Scholz’un konuşmasındaki öncelikler bağlamında bu “erimenin” hızlanmasını bekleyebiliriz. Bu konuşmayla ilgili olarak, ‘The Washington Post’ başyazısında “ABD bu kadar ani bir dönüşe hazırlıklı değildi” diyordu. Peki, özellikle imalat sanayiinde bir ekonomik dev olarak, dünyanın 3. büyük savunma bütçesine ve kendi savunma sanayine sahip bir Almanya’ya dünya ne kadar hazır?

Bu sorunun eşliğinde bakınca, “Sakın Ukrayna eskinin öldüğü yeni düzenin doğmaya başladığı yerin adı olmasın” sorusu, daha korkutucu bir anlam kazanmıyor mu?[1]

Elbette “Evet”! Çünkü Çin’in yeni(lenen) “Büyük Oyun”daki konumuyla “yeni paradigma” gelişiyor.
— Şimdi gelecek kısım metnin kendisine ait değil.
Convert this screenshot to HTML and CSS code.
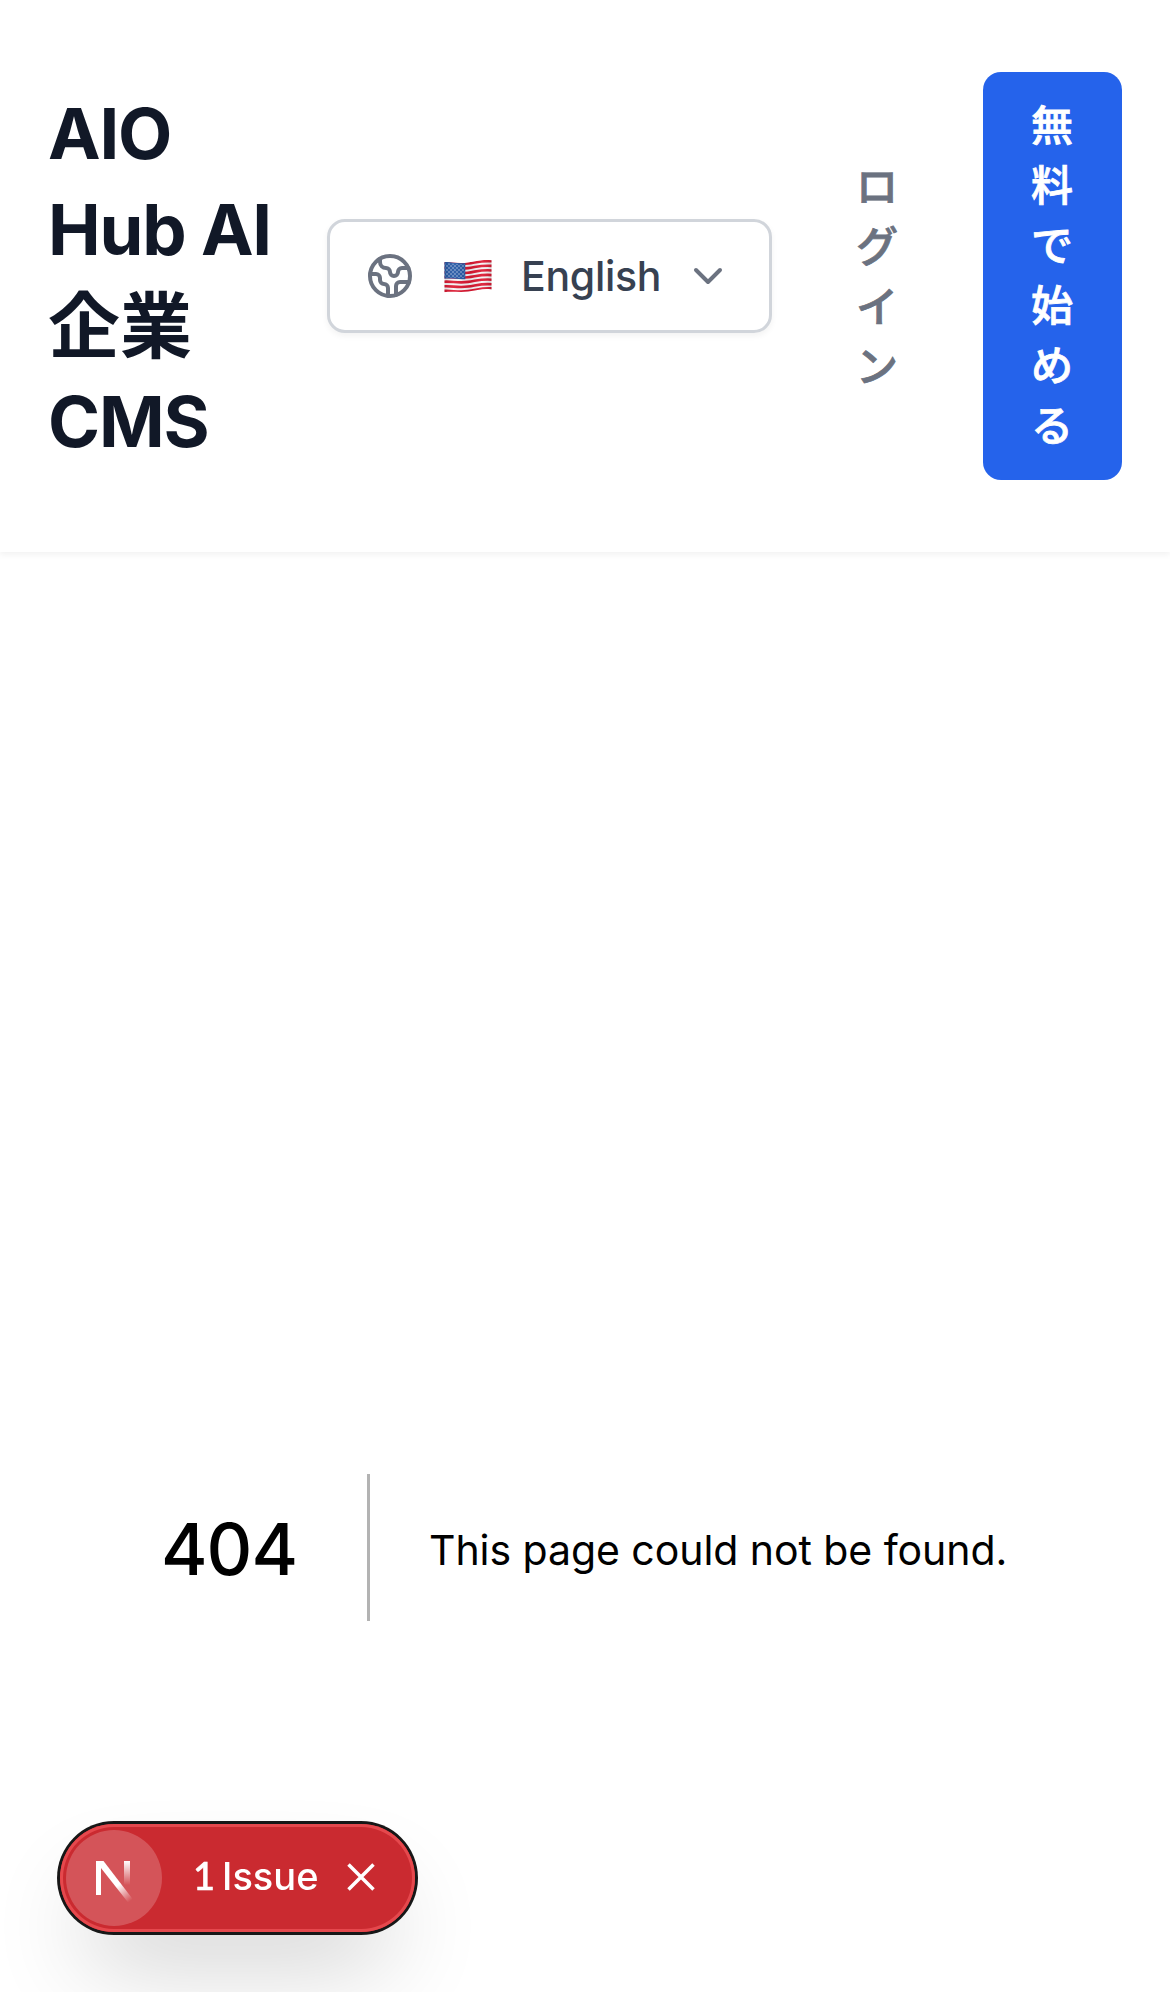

Bu “yeni paradigma”nın, Çin’in Rusya, İran, Çin deniz kuvvetlerinin ortak savaş oyunları, Suudi Arabistan balistik füze programına yardım, Şanghay İşbirliği Örgütü’ne İran’ı üye, Mısır ve Katar’ı diyalog ortağı olarak eklemek gibi askeri-jeopolitik emareleri de var.

Washington ile Pekin hattında ittifak bloğunu genişletme arayışı hızlanırken; küresel kapışma öyle bir döneme girdi ki bundan sonra artık her bölgesel kriz küresel boyut kazanmaya aday. ABD 2000’lerde ne Çin’in bu kadar hızlı büyüyeceğini ve bunu stratejik bir kazanıma çevireceğini, ne de Rusya’nın bu ölçüde Çin’e yanaşacağını hesap edebildi. ABD Çin’e yoğunlaşırken, kendisini Rusya ile daha fazla uğraşır buldu.

Bu kadar da değil… Pekin Kış Olimpiyatları’nın açılışı nedeniyle bir araya gelen Çin Devlet Başkanı Şi Cinping ve Rusya Devlet Başkanı Vladimir Putin, ‘Yeni Bir Döneme Giren Uluslararası İlişkiler ve Sürdürülebilir Küresel Kalkınma Hakkında Rusya Federasyonu’nun ve Çin Halk Cumhuriyeti’nin Ortak Bildirisi’ne imza attılar.

Bildiri, uluslararası ilişkilerde artık yeni bir döneme girildiğini net bir şekilde ortaya koyuyor. Bu yeni dönem, önceki “iki kutuplu” ve dünkü kısa süreli “tek kutuplu” dünya düzeninden farklı: “Çok kutuplu/merkezli dünya düzeni”ne işaret ediyor.

 

NOT

[1] Ergin Yıldızoğlu, “Almanya Uyandı”, Cumhuriyet, 3 Mart 2022, s.